Operational Metrics: Operational metrics such as capacity utilization or specific efficiency measures are not explicitly disclosed in the filing.
Market Access & Customer Relationships
Go-to-Market Strategy:
- Distribution Channels: Sono Group N.V. focuses on direct business-to-business channels, prioritizing direct collaborations with OEMs and certain partners (e.g., cooling unit and battery manufacturers). The company does not intend to maintain a network of physical presences.
- Digital Platforms: The company offers telematics and dashboard services, providing real-time performance insights through an online dashboard or integrated into vehicle architectures.
Customer Portfolio:
- Enterprise Customers: Sono Group N.V. has installed vehicle-integrated photovoltaics solutions on prototypes for multiple customers, including VBR Verkehrsbetriebe und Servicegesellschaft mbH, Scania CV AB, Koegel Trailer GmbH, Jean CHEREAU S.A.S, Hofbus GmbH, and Stadtwerke Muenchen GmbH. The company is in discussions with several potential customers for large-volume binding series sales contracts.
- Customer Concentration: Not explicitly disclosed.
Geographic Revenue Distribution: Not explicitly disclosed.
Competitive Intelligence
Market Structure & Dynamics
Industry Characteristics: The market for solar-powered mobility solutions is evolving, driven by increasing global demand for energy-efficient and low-emission vehicle solutions.

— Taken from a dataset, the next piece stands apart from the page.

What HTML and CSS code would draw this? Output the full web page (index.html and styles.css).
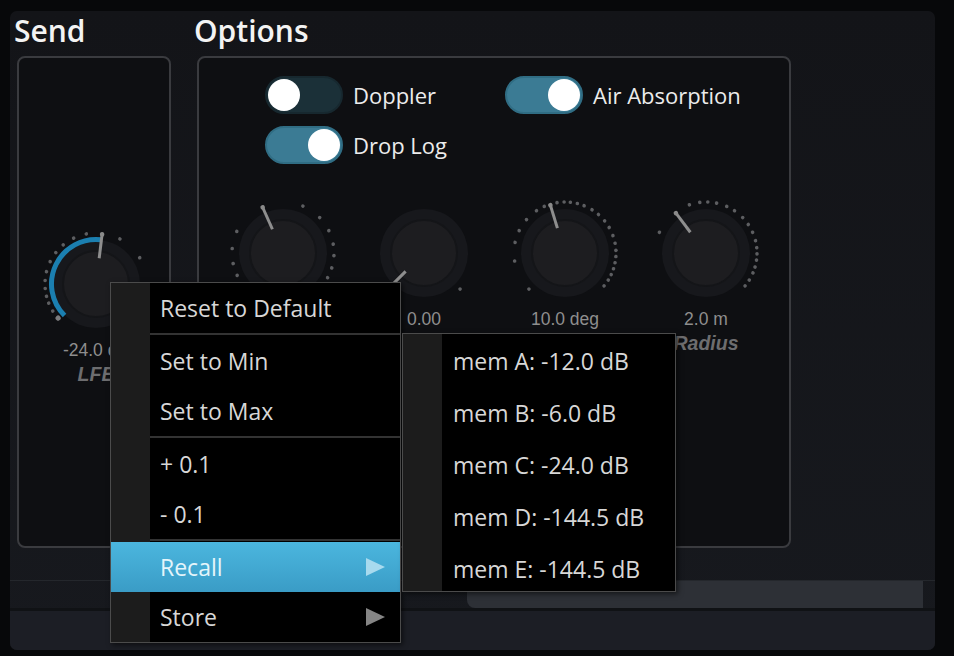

This demand is fueled by government regulations, rising energy costs, and corporate sustainability commitments. The push for fleet electrification is increasing the need for solutions that extend range and improve operational efficiency, with solar integration offering a supplementary renewable energy source. Solar production prices have generally declined over the last decade, making solar integration more impactful. The rapid expansion of electric vehicle sales, coupled with a comparatively slower increase in charging stations, is creating a bottleneck, positioning solar-equipped commercial vehicles as a bridge solution to reduce emissions and diesel consumption.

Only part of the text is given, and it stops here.